Pace
2026
Type
Campaign Design
Category
Apparel
Location
New York
Duration
3 weeks

Introduction
Pace Athletic is a performance apparel brand built specifically for serious endurance athletes — marathon runners, ultramarathon competitors, Ironman triathletes, and the broader community of people for whom training is not a hobby but a way of organising their entire relationship with the world. The product was technically exceptional — every garment developed in close collaboration with professional athletes, tested across extreme conditions, and manufactured using materials typically reserved for elite competitors at the very top of their respective sports. But the brand was functionally invisible.

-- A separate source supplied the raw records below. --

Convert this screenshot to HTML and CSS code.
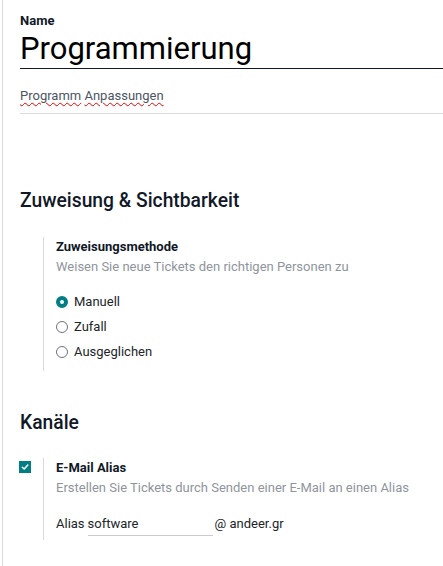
FILE: index.html
```html
<!DOCTYPE html>
<html lang="de">
<head>
<meta charset="utf-8">
<link rel="stylesheet" href="styles.css">
</head>
<body>
<div class="sheet">
  <div class="title-block">
    <div class="label">Name</div>
    <div class="name-field">Programmierung</div>
    <div class="desc-field"><span class="spell">Programm</span> <span class="spell">Anpassungen</span></div>
  </div>

  <h2 class="section-title first">Zuweisung &amp; Sichtbarkeit</h2>
  <div class="setting setting-assign">
    <div class="setting-left"></div>
    <div class="setting-right">
      <div class="setting-label">Zuweisungsmethode</div>
      <div class="setting-help">Weisen Sie neue Tickets den richtigen Personen zu</div>
      <div class="radios">
        <div class="radio-row"><span class="radio checked"></span><span>Manuell</span></div>
        <div class="radio-row"><span class="radio"></span><span>Zufall</span></div>
        <div class="radio-row"><span class="radio"></span><span>Ausgeglichen</span></div>
      </div>
    </div>
  </div>

  <h2 class="section-title second">Kanäle</h2>
  <div class="setting setting-channels">
    <div class="setting-left">
      <span class="checkbox">
        <svg width="8" height="8" viewBox="0 0 8 8"><path d="M1.3 4.2 L3.2 6 L6.8 2" fill="none" stroke="#fff" stroke-width="1.5" stroke-linecap="round" stroke-linejoin="round"/></svg>
      </span>
    </div>
    <div class="setting-right">
      <div class="setting-label">E-Mail Alias</div>
      <div class="setting-help">Erstellen Sie Tickets durch Senden einer E-Mail an einen Alias</div>
      <div class="alias-row">
        <span class="alias-label">Alias</span>
        <span class="alias-input">software</span>
        <span class="alias-domain">@ andeer.gr</span>
      </div>
    </div>
  </div>
</div>
</body>
</html>
```

FILE: styles.css
```css
html, body {
  margin: 0;
  padding: 0;
  background: #fff;
}
body {
  font-family: Roboto, "Noto Sans", sans-serif;
  font-size: 13px;
  color: #212529;
  width: 443px;
  height: 566px;
  overflow: hidden;
}
.sheet {
  margin-left: 2px;
  border-left: 1px solid #d8dadd;
  padding: 13px 0 0 17px;
  height: 566px;
  box-sizing: border-box;
}
.label {
  font-weight: 700;
  color: #111827;
  font-size: 13px;
  line-height: 16px;
}
.name-field {
  font-size: 31px;
  line-height: 38px;
  color: #000;
  border-bottom: 1px solid #111827;
  padding-top: 1px;
  height: 40px;
  box-sizing: border-box;
}
.desc-field {
  color: #4b5563;
  margin-top: 17px;
  line-height: 20px;
  padding-bottom: 7px;
  border-bottom: 1px solid #d8dadd;
}
.spell {
  text-decoration: underline wavy #e00;
  text-decoration-thickness: 1px;
  text-underline-offset: 2px;
}
.section-title {
  font-size: 19.3px;
  font-weight: 500;
  color: #111827;
  margin: 0;
  line-height: 24px;
}
.section-title.first {
  margin-top: 75px;
}
.section-title.second {
  margin-top: 40px;
}
.setting {
  display: flex;
}
.setting-assign {
  margin-top: 24px;
}
.setting-channels {
  margin-top: 23px;
}
.setting-left {
  width: 23px;
  flex: none;
  display: flex;
  align-items: flex-start;
}
.setting-right {
  border-left: 1px solid #d8dadd;
  padding-left: 12px;
}
.setting-assign .setting-right {
  padding-bottom: 7px;
}
.setting-label {
  font-weight: 700;
  color: #111827;
  line-height: 20px;
}
.setting-help {
  color: #8f959d;
  line-height: 20px;
}
.radios {
  margin-top: 12px;
}
.radio-row {
  display: flex;
  align-items: center;
  height: 25px;
  color: #212529;
}
.radio {
  width: 12px;
  height: 12px;
  border-radius: 50%;
  border: 1px solid #6c757d;
  box-sizing: border-box;
  margin-right: 6px;
  background: #fff;
  flex: none;
}
.radio.checked {
  border: 4px solid #017e84;
  background: #fff;
}
.checkbox {
  display: flex;
  align-items: center;
  justify-content: center;
  width: 12px;
  height: 12px;
  background: #017e84;
  margin-top: 3px;
  margin-left: -1px;
}
.alias-row {
  display: flex;
  align-items: flex-start;
  margin-top: 16px;
  padding-bottom: 4px;
  line-height: 20px;
  color: #212529;
}
.alias-label {
  margin-right: 3px;
}
.alias-input {
  width: 125px;
  border-bottom: 1px solid #c8ccd0;
  padding-bottom: 1px;
}
.alias-domain {
  margin-left: 2px;
}
```
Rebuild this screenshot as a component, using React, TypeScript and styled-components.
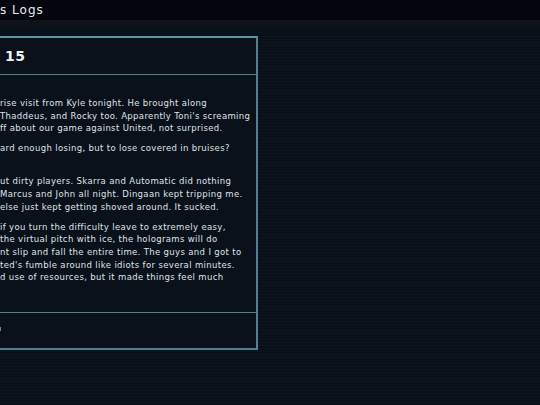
import styled, { createGlobalStyle } from "styled-components";

const GlobalStyle = createGlobalStyle`
  html, body {
    margin: 0;
    padding: 0;
    background-color: #0a1019;
  }
  body {
    font-family: "DejaVu Sans", "Liberation Sans", sans-serif;
    color: #dfe4e8;
    overflow: hidden;
  }
`;

const Screen = styled.div`
  width: 540px;
  height: 405px;
  overflow: hidden;
  background-color: #0a1019;
  background-image: repeating-linear-gradient(
    to bottom,
    rgba(255, 255, 255, 0.018) 0px,
    rgba(255, 255, 255, 0.018) 1px,
    transparent 1px,
    transparent 3px
  );
`;

const TopBar = styled.div`
  height: 20px;
  display: flex;
  align-items: center;
  background-color: #05060d;
  font-size: 12px;
  letter-spacing: 1px;
  color: #e6eaee;
`;

const Glow = styled.div`
  height: 16px;
  background: linear-gradient(to bottom, #0d141c, #0a1019);
`;

const Panel = styled.section`
  width: 258px;
  box-sizing: border-box;
  border-top: 2px solid #5d9aa8;
  border-right: 2px solid #587f8c;
  border-bottom: 2px solid #587f8c;
  background-color: #0a111a;
`;

const PanelHead = styled.header`
  height: 36px;
  display: flex;
  align-items: center;
  padding-left: 5px;
  border-bottom: 1px solid #4f7f8c;
  font-size: 14px;
  font-weight: bold;
  letter-spacing: 0.5px;
  color: #eef2f4;
`;

const PanelBody = styled.div`
  height: 238px;
  padding-top: 22px;
  box-sizing: border-box;
  border-bottom: 1px solid #4f7f8c;
  font-size: 8.5px;
  line-height: 12.7px;
  letter-spacing: 0.35px;
  white-space: nowrap;
`;

const Para = styled.p`
  margin: 0 0 7.4px 0;
`;

const Line = styled.div`
  height: 12.7px;
`;

const PanelFoot = styled.footer`
  height: 35px;
  display: flex;
  align-items: center;
  padding-bottom: 4px;
  box-sizing: border-box;
`;

const Nub = styled.span`
  width: 1px;
  height: 4px;
  background-color: #5d8f9c;
`;

const paragraphs = [
  [
    "rise visit from Kyle tonight. He brought along",
    "Thaddeus, and Rocky too. Apparently Toni's screaming",
    "ff about our game against United, not surprised.",
  ],
  ["ard enough losing, but to lose covered in bruises?", ""],
  [
    "ut dirty players. Skarra and Automatic did nothing",
    " Marcus and John all night. Dingaan kept tripping me.",
    "else just kept getting shoved around. It sucked.",
  ],
  [
    " if you turn the difficulty leave to extremely easy,",
    " the virtual pitch with ice, the holograms will do",
    "nt slip and fall the entire time. The guys and I got to",
    "ted's fumble around like idiots for several minutes.",
    "d use of resources, but it made things feel much",
  ],
];

const App = () => {
  return (
    <Screen>
      <GlobalStyle />
      <TopBar>s Logs</TopBar>
      <Glow />
      <Panel>
        <PanelHead>15</PanelHead>
        <PanelBody>
          {paragraphs.map((lines, i) => (
            <Para key={i}>
              {lines.map((l, j) => (
                <Line key={j}>{l}</Line>
              ))}
            </Para>
          ))}
        </PanelBody>
        <PanelFoot>
          <Nub />
        </PanelFoot>
      </Panel>
    </Screen>
  );
};

export default App;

Their visual identity was generic to the point of anonymity, their campaign work was flat and forgettable, and they were being outshouted at every turn by far larger competitors with considerably less interesting products. The gap between what Pace made and how Pace presented itself was significant, and it was costing them at every level of the business.
The Problem
We refused, from the very first briefing conversation, to engage with the standard performance aesthetic. Dark backgrounds, aggressive typography, neon accent colours, slow-motion footage of someone crossing a finish line with their arms raised — it is the visual language of aspiration marketing, designed to make a casual gym-goer feel like an elite athlete for thirty seconds while they scroll. It has almost nothing to do with the lived reality of serious endurance sport, and the people Pace was trying to reach had long since learned to see straight through it. Real endurance athletes live in a different emotional register entirely — motivated not by glory or the highlight reel, but by the daily practice of choosing difficulty. The 5am alarm. The twenty-second mile of a marathon when everything in your body tells you to stop and something else keeps you going anyway. That is the world Pace inhabits. That is the story we committed to telling without compromise.
Our Approach
The campaign visual language was built around deliberate unglamorousness. Natural light only, shot at dawn and dusk when the light is honest and unforgiving. Environments chosen for their ordinariness — a concrete bridge, a rain-wet track, a pre-dawn street with no one else on it. A palette of sand, carbon, raw linen, and bleached grey that felt like skin and fabric and early morning rather than a colour trend deck. The hero film was the centrepiece of everything — shot at 4:47am on a Brooklyn bridge with one athlete, one camera operator, and no crew. No choreography, no direction beyond show us what you actually do. The resulting footage captured something no production budget could have manufactured: the specific quality of a person moving through the world alone in the dark because that is simply what they do, and because there is nowhere else they would rather be.
The Outcome
The results were immediate and continued to build over the weeks that followed. DTC conversion rate increased by 40% within the first six weeks of the campaign launch. The hero film was shared organically across running communities and endurance sport networks worldwide, generating over 280,000 unpaid views without a single dollar of paid amplification behind it. Pace's newsletter subscriber list grew by 12,000 in the first month post-launch, and wholesale enquiries from specialist running retailers in five countries followed within weeks. For the first time in the brand's history, Pace had a visual identity as serious and as considered as the athletes it was made for.